# START OF Source excerpt

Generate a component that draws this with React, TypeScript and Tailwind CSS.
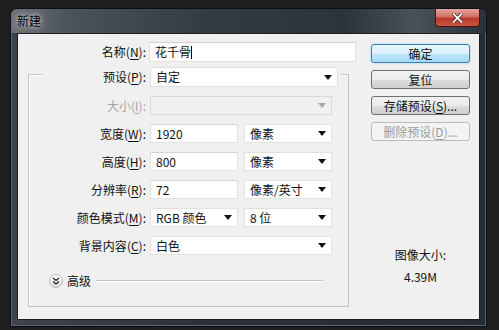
import type { ReactNode } from 'react';

const FONT = "font-['Noto_Sans_CJK_SC','Liberation_Sans',sans-serif]";

function Label({ text, k, disabled, tail = ':' }: { text: string; k: string; disabled?: boolean; tail?: string }) {
  return (
    <span className={`whitespace-nowrap text-[12px] ${disabled ? 'text-[#a3a3a3]' : 'text-[#111]'}`}>
      {text}(<span className="underline underline-offset-[2px]">{k}</span>){tail}
    </span>
  );
}

function Arrow({ disabled }: { disabled?: boolean }) {
  return (
    <svg width="8" height="5" viewBox="0 0 8 5" className="shrink-0">
      <path d="M0 0h8L4 5z" fill={disabled ? '#a8a8a8' : '#111'} />
    </svg>
  );
}

function Dropdown({ value, w, disabled }: { value?: string; w: string; disabled?: boolean }) {
  return (
    <div
      className={`${w} h-[19px] flex items-center justify-between pl-[5px] pr-[5px] border ${
        disabled ? 'bg-[#f0f0f0] border-[#d9d9d9]' : 'bg-white border-[#e1e1e1]'
      }`}
    >
      <span className="text-[12px] leading-none text-[#111]">{value}</span>
      <Arrow disabled={disabled} />
    </div>
  );
}

function Field({ value, w }: { value: string; w: string }) {
  return (
    <div className={`${w} h-[19px] flex items-center pl-[5px] bg-white border border-[#e1e1e1] border-t-[#d4d4d4]`}>
      <span className="text-[12px] leading-none text-[#111]">{value}</span>
    </div>
  );
}

function Row({ label, children }: { label: ReactNode; children: ReactNode }) {
  return (
    <div className="flex items-center h-[19px]">
      <div className="w-[117px] flex justify-end">{label}</div>
      <div className="ml-[4px] flex gap-[6px]">{children}</div>
    </div>
  );
}

function Button({ children, variant = 'normal' }: { children: ReactNode; variant?: 'default' | 'normal' | 'disabled' }) {
  const styles = {
    default:
      'border-[#3c7fb1] bg-[linear-gradient(to_bottom,#eaf6fd_0%,#d9f0fc_50%,#bee6fd_51%,#a7d9f5_100%)] shadow-[0_0_2px_#7fc4ee] text-[#111]',
    normal:
      'border-[#707070] bg-[linear-gradient(to_bottom,#f2f2f2_0%,#ebebeb_50%,#dddddd_51%,#cfcfcf_100%)] text-[#111]',
    disabled: 'border-[#b8bcbf] bg-[#f4f4f4] text-[#9a9a9a]',
  }[variant];
  return (
    <div className={`w-[99px] h-[19px] rounded-[3px] border flex items-center justify-center text-[12px] leading-none ${styles}`}>
      {children}
    </div>
  );
}

export default function App() {
  return (
    <div className={`w-[499px] h-[330px] overflow-hidden bg-[#1e1e1e] pt-[8px] pl-[10px] text-[12px] ${FONT}`}>
      <div className="w-[477px] h-[319px] flex flex-col rounded-t-[7px] border border-[#0c0f12] bg-[linear-gradient(to_right,#3d444c,#2b323a_40%,#252b32)] shadow-[inset_0_0_0_1px_#5a6169]">
        {/* title bar */}
        <div className="h-[24px] flex items-start justify-between rounded-t-[6px] bg-[linear-gradient(to_right,#6b7077_0%,#4c535b_12%,#343b44_40%,#2c333b_70%,#4a5159_85%,#2a3138_100%)]">
          <span className="ml-[6px] mt-[4px] text-[12px] leading-[16px] text-black [text-shadow:0_0_4px_#d8dadc,0_0_8px_#c8cacc]">
            新建
          </span>
          <div className="mr-[6px] w-[45px] h-[18px] rounded-b-[4px] border border-t-0 border-[#4a1212] bg-[linear-gradient(to_bottom,#e4a49c_0%,#d27266_45%,#b93a2c_55%,#c9553f_100%)] flex items-center justify-center">
            <svg width="11" height="10" viewBox="0 0 11 10">
              <path d="M1.5 1l8 8M9.5 1l-8 8" stroke="#3a1010" strokeWidth="3.2" strokeLinecap="square" />
              <path d="M1.5 1l8 8M9.5 1l-8 8" stroke="#fff" strokeWidth="1.8" strokeLinecap="square" />
            </svg>
          </div>
        </div>

        {/* client area */}
        <div className="flex-1 mx-[6px] mb-[6px] border border-[#1a1f24] bg-[#f0f0f0] flex">
          <div className="w-[338px] flex flex-col pt-[8px]">
            <div className="flex items-center h-[20px]">
              <div className="w-[128px] flex justify-end">
                <Label text="名称" k="N" />
              </div>
              <div className="ml-[3px] w-[207px] h-[20px] flex items-center pl-[5px] bg-white border border-[#e1e1e1] border-t-[#cfcfcf]">
                <span className="text-[12px] leading-none text-[#111]">花千骨</span>
                <span className="w-px h-[13px] bg-black" />
              </div>
            </div>

            <fieldset className="ml-[10px] w-[321px] border border-[#c3c3c3] shadow-[inset_1px_1px_0_#fff]">
              <legend className="ml-[13px] pt-[5px] pr-[3px] bg-[#f0f0f0]">
                <div className="flex items-center">
                  <div className="w-[104px] flex justify-end">
                    <Label text="预设" k="P" />
                  </div>
                  <div className="ml-[4px] w-[188px] h-[20px] flex items-center justify-between pl-[5px] pr-[5px] bg-white border border-[#e1e1e1]">
                    <span className="text-[12px] leading-none text-[#111]">自定</span>
                    <Arrow />
                  </div>
                </div>
              </legend>

              <div className="mt-[9px] flex flex-col gap-[9px]">
                <Row label={<Label text="大小" k="I" disabled />}>
                  <Dropdown w="w-[182px]" disabled />
                </Row>
                <Row label={<Label text="宽度" k="W" />}>
                  <Field value="1920" w="w-[88px]" />
                  <Dropdown value="像素" w="w-[88px]" />
                </Row>
                <Row label={<Label text="高度" k="H" />}>
                  <Field value="800" w="w-[88px]" />
                  <Dropdown value="像素" w="w-[88px]" />
                </Row>
                <Row label={<Label text="分辨率" k="R" />}>
                  <Field value="72" w="w-[88px]" />
                  <Dropdown value="像素/英寸" w="w-[88px]" />
                </Row>
                <Row label={<Label text="颜色模式" k="M" />}>
                  <Dropdown value="RGB 颜色" w="w-[88px]" />
                  <Dropdown value="8 位" w="w-[88px]" />
                </Row>
                <Row label={<Label text="背景内容" k="C" />}>
                  <Dropdown value="白色" w="w-[182px]" />
                </Row>
              </div>

              <div className="mt-[19px] mb-[18px] ml-[20px] flex items-center h-[14px]">
                <div className="w-[14px] h-[14px] rounded-full border border-[#b9b9b9] bg-[linear-gradient(to_bottom,#ffffff,#dedede)] flex items-center justify-center">
                  <svg width="8" height="8" viewBox="0 0 8 8">
                    <path d="M1 1l3 2.5L7 1M1 4.5L4 7l3-2.5" stroke="#222" strokeWidth="1.3" fill="none" />
                  </svg>
                </div>
                <span className="ml-[4px] text-[12px] leading-none text-[#111]">高级</span>
                <div className="ml-[5px] w-[227px] h-[2px] border-t border-[#c3c3c3] border-b border-b-white" />
              </div>
            </fieldset>
          </div>

          <div className="ml-[15px] w-[99px] flex flex-col pt-[10px]">
            <div className="flex flex-col gap-[7px]">
              <Button variant="default">确定</Button>
              <Button>复位</Button>
              <Button>
                存储预设(<span className="underline underline-offset-[2px]">S</span>)...
              </Button>
              <Button variant="disabled">
                删除预设(<span className="underline underline-offset-[2px]">D</span>)...
              </Button>
            </div>
            <div className="mt-[106px] flex flex-col items-center gap-[6px] text-[12px] leading-[16px] text-[#111]">
              <span>图像大小:</span>
              <span>4.39M</span>
            </div>
          </div>
        </div>
      </div>
    </div>
  );
}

# END OF Source excerpt

Working from the material above, transcribe it exactly while omitting pictures.

● **Solution to the exercise**:
Generate a component that draws this with React, TypeScript and Tailwind CSS.
import type { ReactNode } from 'react';

const FONT = "font-['Noto_Sans_CJK_SC','Liberation_Sans',sans-serif]";

function Label({ text, k, disabled, tail = ':' }: { text: string; k: string; disabled?: boolean; tail?: string }) {
  return (
    <span className={`whitespace-nowrap text-[12px] ${disabled ? 'text-[#a3a3a3]' : 'text-[#111]'}`}>
      {text}(<span className="underline underline-offset-[2px]">{k}</span>){tail}
    </span>
  );
}

function Arrow({ disabled }: { disabled?: boolean }) {
  return (
    <svg width="8" height="5" viewBox="0 0 8 5" className="shrink-0">
      <path d="M0 0h8L4 5z" fill={disabled ? '#a8a8a8' : '#111'} />
    </svg>
  );
}

function Dropdown({ value, w, disabled }: { value?: string; w: string; disabled?: boolean }) {
  return (
    <div
      className={`${w} h-[19px] flex items-center justify-between pl-[5px] pr-[5px] border ${
        disabled ? 'bg-[#f0f0f0] border-[#d9d9d9]' : 'bg-white border-[#e1e1e1]'
      }`}
    >
      <span className="text-[12px] leading-none text-[#111]">{value}</span>
      <Arrow disabled={disabled} />
    </div>
  );
}

function Field({ value, w }: { value: string; w: string }) {
  return (
    <div className={`${w} h-[19px] flex items-center pl-[5px] bg-white border border-[#e1e1e1] border-t-[#d4d4d4]`}>
      <span className="text-[12px] leading-none text-[#111]">{value}</span>
    </div>
  );
}

function Row({ label, children }: { label: ReactNode; children: ReactNode }) {
  return (
    <div className="flex items-center h-[19px]">
      <div className="w-[117px] flex justify-end">{label}</div>
      <div className="ml-[4px] flex gap-[6px]">{children}</div>
    </div>
  );
}

function Button({ children, variant = 'normal' }: { children: ReactNode; variant?: 'default' | 'normal' | 'disabled' }) {
  const styles = {
    default:
      'border-[#3c7fb1] bg-[linear-gradient(to_bottom,#eaf6fd_0%,#d9f0fc_50%,#bee6fd_51%,#a7d9f5_100%)] shadow-[0_0_2px_#7fc4ee] text-[#111]',
    normal:
      'border-[#707070] bg-[linear-gradient(to_bottom,#f2f2f2_0%,#ebebeb_50%,#dddddd_51%,#cfcfcf_100%)] text-[#111]',
    disabled: 'border-[#b8bcbf] bg-[#f4f4f4] text-[#9a9a9a]',
  }[variant];
  return (
    <div className={`w-[99px] h-[19px] rounded-[3px] border flex items-center justify-center text-[12px] leading-none ${styles}`}>
      {children}
    </div>
  );
}

export default function App() {
  return (
    <div className={`w-[499px] h-[330px] overflow-hidden bg-[#1e1e1e] pt-[8px] pl-[10px] text-[12px] ${FONT}`}>
      <div className="w-[477px] h-[319px] flex flex-col rounded-t-[7px] border border-[#0c0f12] bg-[linear-gradient(to_right,#3d444c,#2b323a_40%,#252b32)] shadow-[inset_0_0_0_1px_#5a6169]">
        {/* title bar */}
        <div className="h-[24px] flex items-start justify-between rounded-t-[6px] bg-[linear-gradient(to_right,#6b7077_0%,#4c535b_12%,#343b44_40%,#2c333b_70%,#4a5159_85%,#2a3138_100%)]">
          <span className="ml-[6px] mt-[4px] text-[12px] leading-[16px] text-black [text-shadow:0_0_4px_#d8dadc,0_0_8px_#c8cacc]">
            新建
          </span>
          <div className="mr-[6px] w-[45px] h-[18px] rounded-b-[4px] border border-t-0 border-[#4a1212] bg-[linear-gradient(to_bottom,#e4a49c_0%,#d27266_45%,#b93a2c_55%,#c9553f_100%)] flex items-center justify-center">
            <svg width="11" height="10" viewBox="0 0 11 10">
              <path d="M1.5 1l8 8M9.5 1l-8 8" stroke="#3a1010" strokeWidth="3.2" strokeLinecap="square" />
              <path d="M1.5 1l8 8M9.5 1l-8 8" stroke="#fff" strokeWidth="1.8" strokeLinecap="square" />
            </svg>
          </div>
        </div>

        {/* client area */}
        <div className="flex-1 mx-[6px] mb-[6px] border border-[#1a1f24] bg-[#f0f0f0] flex">
          <div className="w-[338px] flex flex-col pt-[8px]">
            <div className="flex items-center h-[20px]">
              <div className="w-[128px] flex justify-end">
                <Label text="名称" k="N" />
              </div>
              <div className="ml-[3px] w-[207px] h-[20px] flex items-center pl-[5px] bg-white border border-[#e1e1e1] border-t-[#cfcfcf]">
                <span className="text-[12px] leading-none text-[#111]">花千骨</span>
                <span className="w-px h-[13px] bg-black" />
              </div>
            </div>

            <fieldset className="ml-[10px] w-[321px] border border-[#c3c3c3] shadow-[inset_1px_1px_0_#fff]">
              <legend className="ml-[13px] pt-[5px] pr-[3px] bg-[#f0f0f0]">
                <div className="flex items-center">
                  <div className="w-[104px] flex justify-end">
                    <Label text="预设" k="P" />
                  </div>
                  <div className="ml-[4px] w-[188px] h-[20px] flex items-center justify-between pl-[5px] pr-[5px] bg-white border border-[#e1e1e1]">
                    <span className="text-[12px] leading-none text-[#111]">自定</span>
                    <Arrow />
                  </div>
                </div>
              </legend>

              <div className="mt-[9px] flex flex-col gap-[9px]">
                <Row label={<Label text="大小" k="I" disabled />}>
                  <Dropdown w="w-[182px]" disabled />
                </Row>
                <Row label={<Label text="宽度" k="W" />}>
                  <Field value="1920" w="w-[88px]" />
                  <Dropdown value="像素" w="w-[88px]" />
                </Row>
                <Row label={<Label text="高度" k="H" />}>
                  <Field value="800" w="w-[88px]" />
                  <Dropdown value="像素" w="w-[88px]" />
                </Row>
                <Row label={<Label text="分辨率" k="R" />}>
                  <Field value="72" w="w-[88px]" />
                  <Dropdown value="像素/英寸" w="w-[88px]" />
                </Row>
                <Row label={<Label text="颜色模式" k="M" />}>
                  <Dropdown value="RGB 颜色" w="w-[88px]" />
                  <Dropdown value="8 位" w="w-[88px]" />
                </Row>
                <Row label={<Label text="背景内容" k="C" />}>
                  <Dropdown value="白色" w="w-[182px]" />
                </Row>
              </div>

              <div className="mt-[19px] mb-[18px] ml-[20px] flex items-center h-[14px]">
                <div className="w-[14px] h-[14px] rounded-full border border-[#b9b9b9] bg-[linear-gradient(to_bottom,#ffffff,#dedede)] flex items-center justify-center">
                  <svg width="8" height="8" viewBox="0 0 8 8">
                    <path d="M1 1l3 2.5L7 1M1 4.5L4 7l3-2.5" stroke="#222" strokeWidth="1.3" fill="none" />
                  </svg>
                </div>
                <span className="ml-[4px] text-[12px] leading-none text-[#111]">高级</span>
                <div className="ml-[5px] w-[227px] h-[2px] border-t border-[#c3c3c3] border-b border-b-white" />
              </div>
            </fieldset>
          </div>

          <div className="ml-[15px] w-[99px] flex flex-col pt-[10px]">
            <div className="flex flex-col gap-[7px]">
              <Button variant="default">确定</Button>
              <Button>复位</Button>
              <Button>
                存储预设(<span className="underline underline-offset-[2px]">S</span>)...
              </Button>
              <Button variant="disabled">
                删除预设(<span className="underline underline-offset-[2px]">D</span>)...
              </Button>
            </div>
            <div className="mt-[106px] flex flex-col items-center gap-[6px] text-[12px] leading-[16px] text-[#111]">
              <span>图像大小:</span>
              <span>4.39M</span>
            </div>
          </div>
        </div>
      </div>
    </div>
  );
}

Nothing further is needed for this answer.